В “Записках о войне” Слуцкий нашел самое важное для себя как для поэта — спокойную деловую патетику, разговорную интонацию, которая удивительным и убедительным образом переходит в интонацию одическую. Разговор бывалого человека незаметно становится одой или балладой — вот что такое поэзия Слуцкого. “На следующее утро эшелон остановился на степной станции. Здесь выдавали хлеб — темно-коричневый, свежевыпеченный, ржаной. Его отпускали проезжающим, пробегающим, эвакуированным, спешащим на формировку. Однако хлебная гора не убывала. Теплый запах, окутывавший ее в ноябрьской неморозной изморози, напоминал об уюте и основательности. За 2000 км от фронта, за 1500 км от Москвы Россия вновь представилась мне необъятной и неисчерпаемой”. Эта прозаическая запись — словно бы “сценарий” стихотворения “Гора”. “Эстетическое преобразование действительности” непременно, неизбежно для Слуцкого: Волга, по которой (в стихотворении) подплывают к хлебной горе, символичнее, эстетически значимее, чем просто рельсовый путь в степи. Зато прозаические обороты, канцелярит оставлены почти без изменений. В прозаической записи: проезжающие, пробегающие, эвакуированные, спешащие на формировку; в стихотворении: “раненые, больные, едущие на поправку, кроме того, запасные, едущие на формировку”. Прежней осталась и “информация”: гора хлеба под открытым небом; та же и эмоция от этой “информации”: “Покуда солдата с тыла ржаная гора обстала, в нем кровь еще не остыла, рука его не устала”. Прибавилось нечто похожее на гиперболу и метафору: “Гора же не убывала и снова высила к небу свои пеклеванные ребра. Без жалости и без гнева. Спокойно. Разумно. Добро”. Но это скромные и метафора, и гипербола. Скромные, потому что едва ли не сюрреалистична действительность сама по себе: гора из буханок, курящаяся теплым домашним печным паром под ноябрьским небом. Заметим, однако, что эта гора может вызвать восхищение только у поэта, у эстета, чуть ли не символиста. Какое количество хлеба будет испорчено в этой горе? Вымокнет? Раскиснет? Размокнет? Эти вопросы скрадываются ритмом, той самой одической интонацией, о которой ведем речь: “Не быть стране под врагами, а быть ей доброй и вольной... пока, от себя отрывая последние меры хлеба, бабы пекут караваи и громоздят их — до неба!”

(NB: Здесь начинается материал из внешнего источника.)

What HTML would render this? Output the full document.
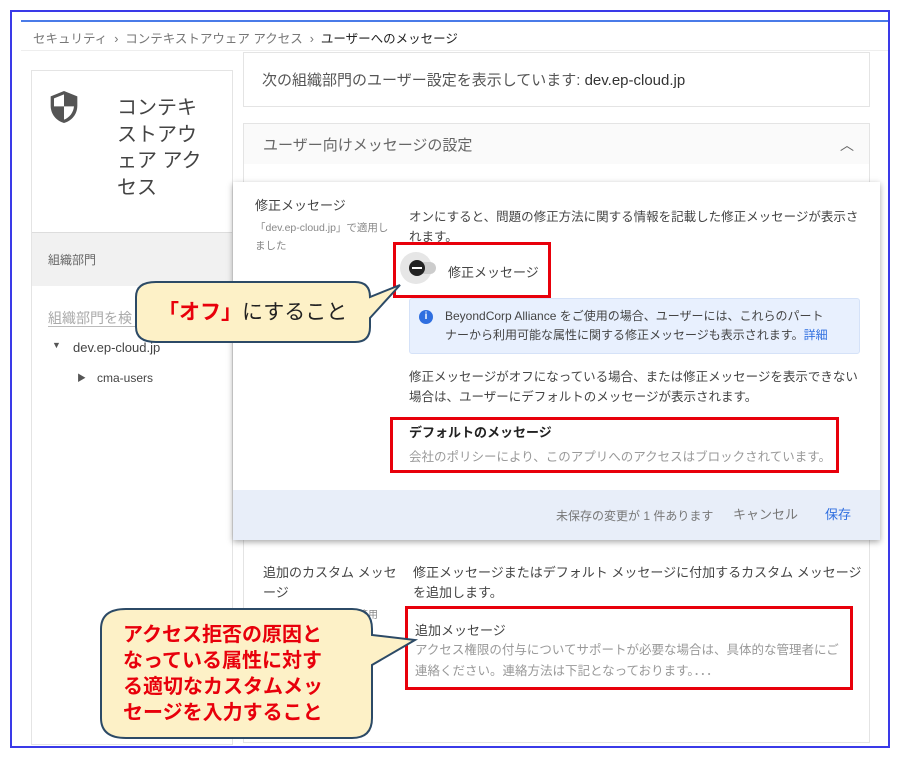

“Записки о войне” — точка отталкивания для Слуцкого, то, из чего он вырастал, то, чему старался остаться верным несмотря на изменившуюся жизнь, несмотря на себя изменившегося. Давид Самойлов в 1956-м писал ему: “...это тема твоих военных записок — толковый образованный офицер, организующий правительства и партии в освобожденных странах. Не продолжай этой темы — она опорочила себя”. Слуцкий и сам это чувствовал. По прошествии многих лет после того, как он весело описал тюрьму для “буржуев” в “Записках о войне” и в своей ранней балладе, он пишет стихотворение “Странности”: “Странная была свобода! Взламывали тюрьмы за границей и взрывали. Из обломков строили отечественные тюрьмы”.